En un tiempo récord sin precedentes, el Perú ha pasado a una situación de desastre generalizado, bajo una presidencia, la de Castillo, no solo no preparada para las mínimas gestiones de gobierno, sino tampoco facultada para imponer una asamblea constituyente que por ahora no necesitamos, ni para ejercer la más abierta obstrucción a la justicia que jamás hayamos visto. Pero tanto o más grave que esto es que Castillo se haya convertido, por él mismo y no por acción de sus adversarios, en fuente potencial de corrupción e impunidad, bajo investigaciones fiscales que lo sindican como cabecilla de una organización criminal.

Entendemos que el mandatario ha sido educado por padres que no le permitieron nunca tener las “uñas largas”. ¿Por qué entonces permite, con su protección, encubrimiento y complicidad, que sí las tengan tantas personas de su entorno más cercano e íntimo? Si damos por cierto que el presidente tiene, en efecto, las “uñas cortas” y las “manos limpias”, ¿no le haría bien a la confianza del país que él deslindara, meridianamente, de toda responsabilidad con sospechosos, detenidos, prófugos y protegidos?
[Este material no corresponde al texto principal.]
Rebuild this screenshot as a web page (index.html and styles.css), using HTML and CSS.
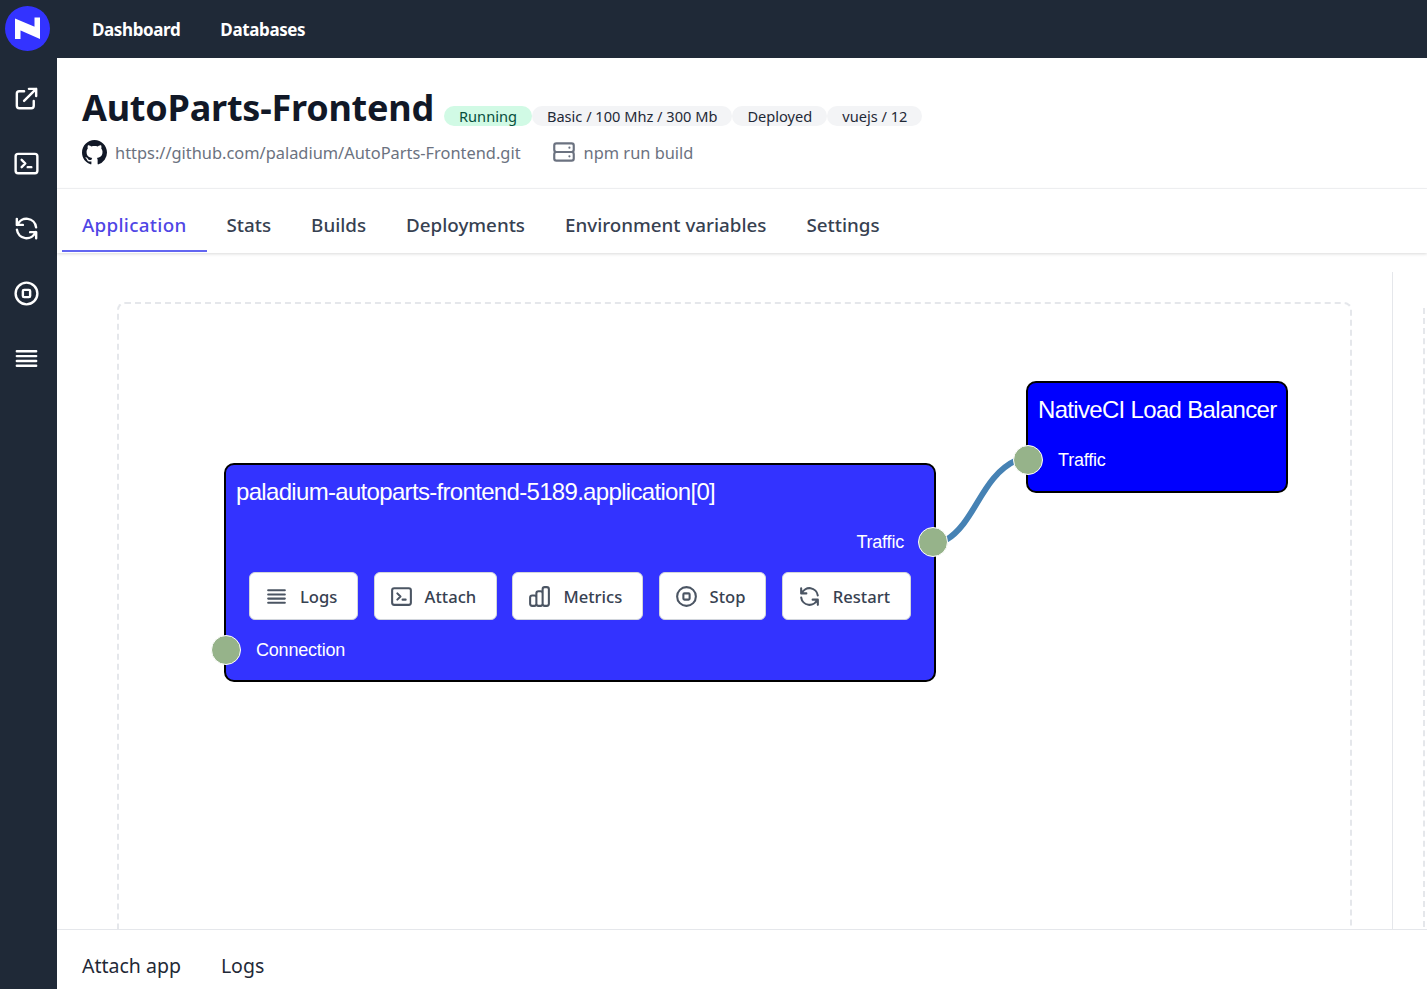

¿Tan grande puede ser su voluntad de sacrificio como persona, gobernante y jefe del Estado, para encubrir tantos delitos, poniendo en grave riesgo su propia permanencia en el cargo y la posibilidad abierta de terminar en la cárcel?

Lo que llama a sorpresa es que, ante tal grado de impunidad presidencial, el poder sancionador del Congreso se disuelva en grave conflicto de intereses de más de un tercio de sus miembros. Los mecanismos de control, fiscalización y sanción se han mediatizado escandalosamente. Y apenas queda libre la prerrogativa de censura como elemento, irónicamente, de cura en salud de los propios ministros, que con solo dejar el cargo sienten expiadas sus responsabilidades penales.

Si bien puede verse lejana la posibilidad de que Williams Zapata venza finalmente los intereses en juego que el Gobierno ha logrado entretejer en más de un tercio del Congreso, no se descarta que el acelerado desgaste de Castillo y su entorno, a causa de las investigaciones fiscales, termine por socavar el sobre-poder de los votos parlamentarios protectores y cómplices hasta hoy de la impunidad presidencial.

Quienes son usufructuarios de ese sobre-poder parlamentario que, entre otras cosas, torna prácticamente imposible ejecutar una vacancia presidencial, parecen haber introducido en su naturaleza, por conducto intravenoso, una alta dosis de cinismo y gansterismo político, al más puro estilo de mafias ya extintas.

Extrañamente, este sobrepoder parlamentario de los llamados ‘niños’ goza de la más absoluta impunidad interna y externa, sin que se les mueva una pestaña a congresistas y fiscales probos, que acaban también, por último, siendo cómplices.